■ SUPPLIED INFORMATION
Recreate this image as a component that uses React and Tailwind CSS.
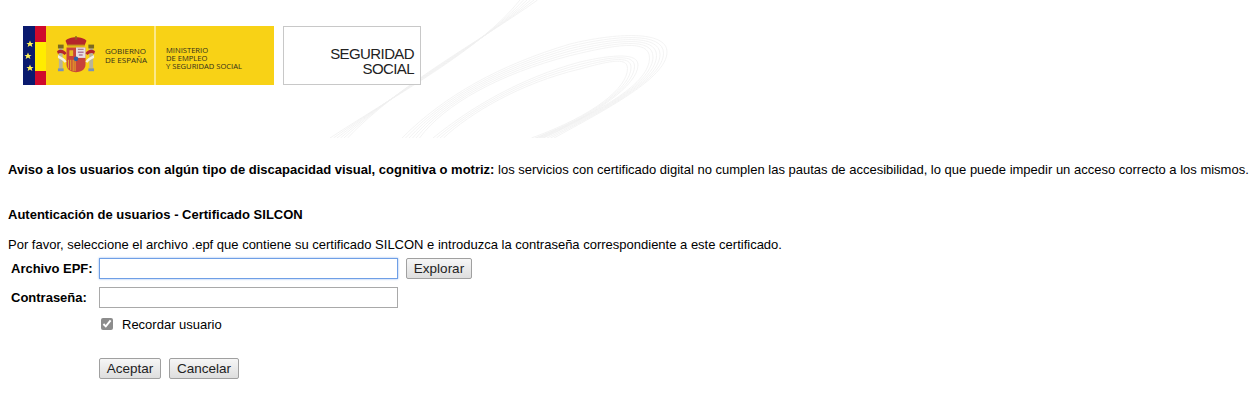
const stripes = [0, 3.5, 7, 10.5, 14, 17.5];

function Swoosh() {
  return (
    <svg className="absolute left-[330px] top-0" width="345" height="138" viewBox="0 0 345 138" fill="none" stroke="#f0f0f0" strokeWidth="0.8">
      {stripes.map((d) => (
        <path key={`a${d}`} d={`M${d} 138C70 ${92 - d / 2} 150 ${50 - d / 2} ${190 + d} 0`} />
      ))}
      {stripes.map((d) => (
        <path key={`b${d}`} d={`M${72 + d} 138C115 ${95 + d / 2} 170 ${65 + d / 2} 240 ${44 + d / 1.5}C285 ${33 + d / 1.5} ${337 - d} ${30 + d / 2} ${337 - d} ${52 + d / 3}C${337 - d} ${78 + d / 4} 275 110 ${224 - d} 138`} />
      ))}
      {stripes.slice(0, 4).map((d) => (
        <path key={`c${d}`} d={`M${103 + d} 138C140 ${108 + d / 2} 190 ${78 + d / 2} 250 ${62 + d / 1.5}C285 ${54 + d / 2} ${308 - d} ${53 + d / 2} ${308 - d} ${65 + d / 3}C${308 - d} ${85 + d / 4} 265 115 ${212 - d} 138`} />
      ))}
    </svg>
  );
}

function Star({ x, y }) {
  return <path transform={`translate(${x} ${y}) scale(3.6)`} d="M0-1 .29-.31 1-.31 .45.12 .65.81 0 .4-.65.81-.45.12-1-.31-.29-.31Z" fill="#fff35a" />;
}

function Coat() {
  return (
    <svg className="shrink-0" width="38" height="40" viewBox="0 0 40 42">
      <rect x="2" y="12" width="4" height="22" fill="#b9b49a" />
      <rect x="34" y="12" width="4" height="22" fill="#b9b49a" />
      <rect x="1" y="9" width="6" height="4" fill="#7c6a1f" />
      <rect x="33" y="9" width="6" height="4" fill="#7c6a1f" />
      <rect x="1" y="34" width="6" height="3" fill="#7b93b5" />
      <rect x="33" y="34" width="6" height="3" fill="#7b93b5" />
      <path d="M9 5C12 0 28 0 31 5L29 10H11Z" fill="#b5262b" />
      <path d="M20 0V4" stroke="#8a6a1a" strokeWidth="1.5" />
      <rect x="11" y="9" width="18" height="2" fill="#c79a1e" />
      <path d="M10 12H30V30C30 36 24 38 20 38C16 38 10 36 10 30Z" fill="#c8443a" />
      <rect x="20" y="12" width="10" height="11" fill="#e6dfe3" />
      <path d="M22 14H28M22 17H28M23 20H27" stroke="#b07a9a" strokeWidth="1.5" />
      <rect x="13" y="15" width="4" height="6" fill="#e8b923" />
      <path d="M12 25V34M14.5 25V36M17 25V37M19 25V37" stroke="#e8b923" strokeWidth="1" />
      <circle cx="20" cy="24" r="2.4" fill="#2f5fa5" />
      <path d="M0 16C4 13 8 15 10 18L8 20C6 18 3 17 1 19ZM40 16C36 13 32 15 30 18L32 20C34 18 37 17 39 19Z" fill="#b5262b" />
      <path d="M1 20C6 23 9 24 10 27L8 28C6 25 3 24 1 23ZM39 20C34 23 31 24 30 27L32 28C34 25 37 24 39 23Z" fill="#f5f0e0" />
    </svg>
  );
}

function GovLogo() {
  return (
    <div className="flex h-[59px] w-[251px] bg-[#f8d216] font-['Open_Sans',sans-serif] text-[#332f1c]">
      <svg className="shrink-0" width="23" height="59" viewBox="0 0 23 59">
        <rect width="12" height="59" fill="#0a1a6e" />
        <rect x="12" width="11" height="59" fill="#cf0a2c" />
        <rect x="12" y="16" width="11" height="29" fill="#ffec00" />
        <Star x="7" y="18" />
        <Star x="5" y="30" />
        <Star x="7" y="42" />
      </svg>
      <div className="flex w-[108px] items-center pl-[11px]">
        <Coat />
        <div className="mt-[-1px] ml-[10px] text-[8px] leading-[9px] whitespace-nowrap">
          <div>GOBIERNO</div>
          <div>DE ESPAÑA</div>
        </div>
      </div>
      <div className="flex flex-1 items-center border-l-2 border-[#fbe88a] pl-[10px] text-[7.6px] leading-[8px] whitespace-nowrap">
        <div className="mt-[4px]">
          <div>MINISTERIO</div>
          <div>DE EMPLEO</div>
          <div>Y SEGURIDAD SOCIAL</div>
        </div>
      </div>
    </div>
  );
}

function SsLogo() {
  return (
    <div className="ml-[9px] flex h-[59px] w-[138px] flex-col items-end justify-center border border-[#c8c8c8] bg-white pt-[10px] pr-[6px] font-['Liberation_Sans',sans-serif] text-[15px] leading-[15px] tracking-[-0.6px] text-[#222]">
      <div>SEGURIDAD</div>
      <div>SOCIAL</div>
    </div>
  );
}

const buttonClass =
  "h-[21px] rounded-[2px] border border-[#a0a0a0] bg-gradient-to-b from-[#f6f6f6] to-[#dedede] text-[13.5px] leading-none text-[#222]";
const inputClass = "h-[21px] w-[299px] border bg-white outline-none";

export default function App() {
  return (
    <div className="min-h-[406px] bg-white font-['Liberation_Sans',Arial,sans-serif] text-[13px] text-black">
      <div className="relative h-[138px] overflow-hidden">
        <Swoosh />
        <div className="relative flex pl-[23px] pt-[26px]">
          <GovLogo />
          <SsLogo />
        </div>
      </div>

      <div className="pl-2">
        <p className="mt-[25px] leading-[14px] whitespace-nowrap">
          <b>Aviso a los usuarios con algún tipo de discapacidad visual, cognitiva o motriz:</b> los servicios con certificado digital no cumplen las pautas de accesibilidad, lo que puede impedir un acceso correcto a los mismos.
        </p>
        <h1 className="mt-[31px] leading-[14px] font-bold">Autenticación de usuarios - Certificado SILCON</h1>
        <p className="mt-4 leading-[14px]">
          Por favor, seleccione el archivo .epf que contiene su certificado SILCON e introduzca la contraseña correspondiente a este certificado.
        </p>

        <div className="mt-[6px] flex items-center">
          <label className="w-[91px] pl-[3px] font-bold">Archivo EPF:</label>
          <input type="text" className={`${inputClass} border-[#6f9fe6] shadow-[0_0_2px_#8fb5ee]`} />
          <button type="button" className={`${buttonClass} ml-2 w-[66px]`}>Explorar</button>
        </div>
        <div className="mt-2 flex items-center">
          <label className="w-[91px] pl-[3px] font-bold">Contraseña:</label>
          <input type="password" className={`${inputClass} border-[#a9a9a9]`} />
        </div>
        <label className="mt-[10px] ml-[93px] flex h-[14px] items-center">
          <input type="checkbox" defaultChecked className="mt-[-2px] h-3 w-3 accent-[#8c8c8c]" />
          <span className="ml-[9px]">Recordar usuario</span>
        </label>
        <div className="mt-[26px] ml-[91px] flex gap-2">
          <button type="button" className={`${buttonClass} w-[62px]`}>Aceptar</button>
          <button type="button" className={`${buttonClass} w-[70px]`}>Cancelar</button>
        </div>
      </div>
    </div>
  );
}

■ GIVEN EXERCISE
From the top of the listing above, repeat each line exactly until you reach the line containing "const stripes = [0, 3.5, 7, 10.5, 14, 17.5];", and repeat that one too. Leave the pictures out.

■ ANSWER FOR THIS EXERCISE
Recreate this image as a component that uses React and Tailwind CSS.
const stripes = [0, 3.5, 7, 10.5, 14, 17.5];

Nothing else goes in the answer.